I versamenti fatti dal comitato Change ai conti intestati a Toti avevano come causale «contributo attività politica». Eppure una parte dei soldi sono stati usati dal leader di Coraggio Italia per spese personali: ristoranti a Forte dei Marmi e Saint-Tropez, mutuo, abbigliamento di lusso, bonifici alla moglie.

Solo in due casi i finanziamenti di Change sono finiti sul conto di Toti presso Banca Carige, che il presidente della Liguria ha indicato come destinato alla sua attività politica. Altri 150mila euro, invece, sono stati accreditati su due suoi conti privati.

6. Le spese del comitato

Alcune spese effettuate dai comitati Change e Giovanni Toti durante l’ultima campagna elettorale rivelano quanto il leader di Coraggio Italia punti sulla comunicazione e sull’immagine di uomo del fare. Le due associazioni operano come fossero un partito: pagano le spese elettorali, i cartelloni pubblicitari, gli studi di grafica, le società che organizzano eventi. In un anno il comitato Giovanni Toti ha speso quasi mezzo milione di euro.
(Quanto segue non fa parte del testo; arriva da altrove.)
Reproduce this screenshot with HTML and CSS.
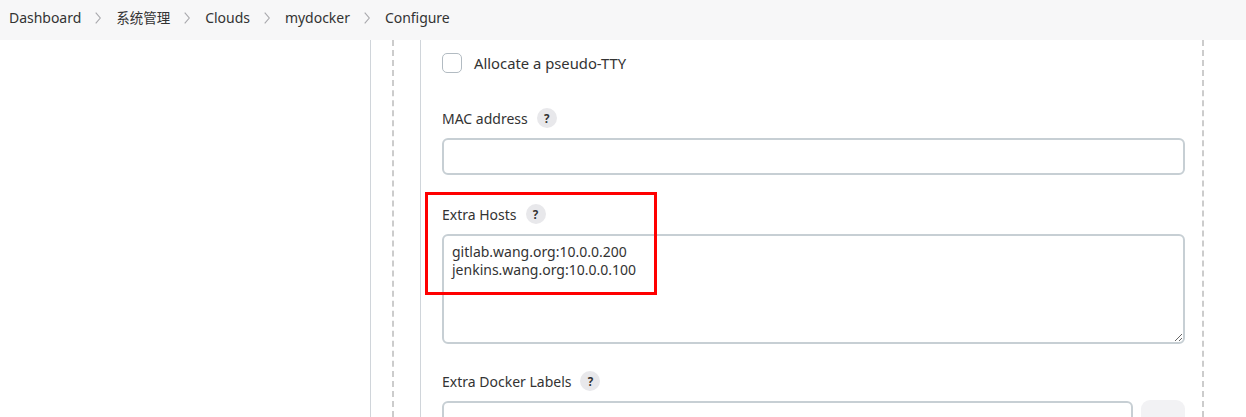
FILE: index.html
```html
<!DOCTYPE html>
<html>
<head>
<meta charset="utf-8">
<link rel="stylesheet" href="styles.css">
</head>
<body>
<nav class="crumbs">
  <span class="crumb">Dashboard</span><svg class="sep" width="6" height="12" viewBox="0 0 6 12"><polyline points="0.7,0.7 5.3,6 0.7,11.3" fill="none" stroke="#a8a8ac" stroke-width="1.1"/></svg>
  <span class="crumb cjk">系统管理</span><svg class="sep" width="6" height="12" viewBox="0 0 6 12"><polyline points="0.7,0.7 5.3,6 0.7,11.3" fill="none" stroke="#a8a8ac" stroke-width="1.1"/></svg>
  <span class="crumb">Clouds</span><svg class="sep" width="6" height="12" viewBox="0 0 6 12"><polyline points="0.7,0.7 5.3,6 0.7,11.3" fill="none" stroke="#a8a8ac" stroke-width="1.1"/></svg>
  <span class="crumb">mydocker</span><svg class="sep" width="6" height="12" viewBox="0 0 6 12"><polyline points="0.7,0.7 5.3,6 0.7,11.3" fill="none" stroke="#a8a8ac" stroke-width="1.1"/></svg>
  <span class="crumb">Configure</span>
</nav>
<main class="page">
  <div class="outer">
    <div class="dashed">
      <div class="group">
        <div class="fields">
          <label class="check"><span class="box"></span><span class="checktext">Allocate a pseudo-TTY</span></label>
          <div class="field mac">
            <div class="label">MAC address <span class="help">?</span></div>
            <input class="text" type="text">
          </div>
          <div class="field hosts">
            <div class="label">Extra Hosts <span class="help">?</span></div>
            <textarea class="area">gitlab.wang.org:10.0.0.200
jenkins.wang.org:10.0.0.100</textarea>
            <div class="mark"></div>
          </div>
          <div class="field labels">
            <div class="label">Extra Docker Labels <span class="help">?</span></div>
            <div class="row">
              <input class="text" type="text">
              <span class="btn"><svg width="12" height="6" viewBox="0 0 12 6"><path d="M3 1 L3 6 M9 1 L9 6" stroke="#b8b8bc" stroke-width="1.4"/></svg></span>
            </div>
          </div>
        </div>
      </div>
    </div>
  </div>
</main>
</body>
</html>
```

FILE: styles.css
```css
html, body {
  margin: 0;
  padding: 0;
  background: #fff;
  font-family: "Noto Sans", "Noto Sans CJK SC", sans-serif;
  color: #333;
  font-size: 14px;
  overflow: hidden;
  height: 417px;
}
.crumbs {
  height: 40px;
  box-sizing: border-box;
  background: #f7f7f8;
  display: flex;
  align-items: center;
  padding-left: 9px;
  padding-bottom: 6px;
  font-size: 14px;
  color: #333;
}
.crumb {
  letter-spacing: -0.03px;
}
.cjk {
  font-family: "Noto Sans CJK SC", sans-serif;
  font-size: 13.5px;
  letter-spacing: 0;
}
.sep {
  margin: 1px 15px 0 14px;
  flex: none;
}
.page {
  padding-left: 370px;
  height: 377px;
  overflow: hidden;
}
.outer {
  border-left: 1px solid #d0d5da;
  padding-left: 21px;
  height: 100%;
}
.dashed {
  border-left: 2px dashed #ccc;
  border-right: 2px dashed #ccc;
  width: 812px;
  padding-left: 26px;
  height: 100%;
  box-sizing: border-box;
}
.group {
  border-left: 1px solid #d0d5da;
  padding-left: 21px;
  height: 100%;
}
.fields {
  display: flex;
  flex-direction: column;
  padding-top: 13px;
  width: 743px;
}
.check {
  display: flex;
  align-items: center;
  gap: 12px;
  height: 20px;
}
.checktext {
  font-size: 14.8px;
}
.box {
  width: 18px;
  height: 18px;
  border: 1.5px solid #b2bbc2;
  border-radius: 5px;
  display: inline-block;
  flex: none;
}
.field {
  display: flex;
  flex-direction: column;
  position: relative;
}
.mac { margin-top: 35px; }
.hosts { margin-top: 29px; }
.labels { margin-top: 27px; }
.label {
  display: flex;
  align-items: center;
  height: 20px;
  gap: 9px;
  margin-bottom: 10px;
}
.help {
  width: 20px;
  height: 20px;
  border-radius: 50%;
  background: #e8e8eb;
  font-size: 11.5px;
  font-weight: 700;
  display: inline-flex;
  align-items: center;
  justify-content: center;
  color: #333;
}
.text {
  height: 37px;
  box-sizing: border-box;
  border: 2px solid #c7cfd4;
  border-radius: 6px;
  width: 743px;
  margin: 0;
  font: inherit;
  padding: 0 10px;
  background: #fff;
  flex: none;
}
.area {
  height: 110px;
  box-sizing: border-box;
  border: 2px solid #c7cfd4;
  border-radius: 6px;
  width: 743px;
  margin: 0;
  font-family: "Noto Sans", sans-serif;
  font-size: 14px;
  line-height: 18px;
  color: #333;
  padding: 7px 8px;
  resize: vertical;
}
.mark {
  position: absolute;
  left: -17px;
  top: -12px;
  width: 226px;
  height: 97px;
  border: 3px solid #ff0000;
}
.row {
  display: flex;
  gap: 8px;
}
.row .text {
  width: 691px;
}
.btn {
  width: 44px;
  height: 36px;
  background: #f2f2f4;
  border-radius: 9px;
  display: flex;
  align-items: flex-end;
  justify-content: center;
  margin-top: -1px;
  flex: none;
}
```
Tra le spese più alte c’è un pagamento a P.t.v. Programmazioni televisive spa, la società della tv regionale Primocanale (la più diffusa a Genova). Nell’agosto 2020 l’azienda ha ricevuto un bonifico di circa 20mila euro dal comitato di Toti.

Negli anni Primocanale ha beneficiato di contratti con la pubblica amministrazione: è il caso di un accordo del valore di 18mila euro con l’autorità portuale ligure per «incrementare la comunicazione del porto di Genova».

Nel 2020 il comitato Giovanni Toti ha commissionati cinque sondaggi per una spesa totale di 62mila euro, di cui 21mila euro alla società Swg e 7mila a Ipsos: cifre considerevoli per un presidente in corsa per le regionali e non per elezioni nazionali. A queste si aggiungono i 70mila euro versati alla Federico Olcese pubblicità esterna, una società che si occupa di appendere i manifesti politici negli appositi spazi.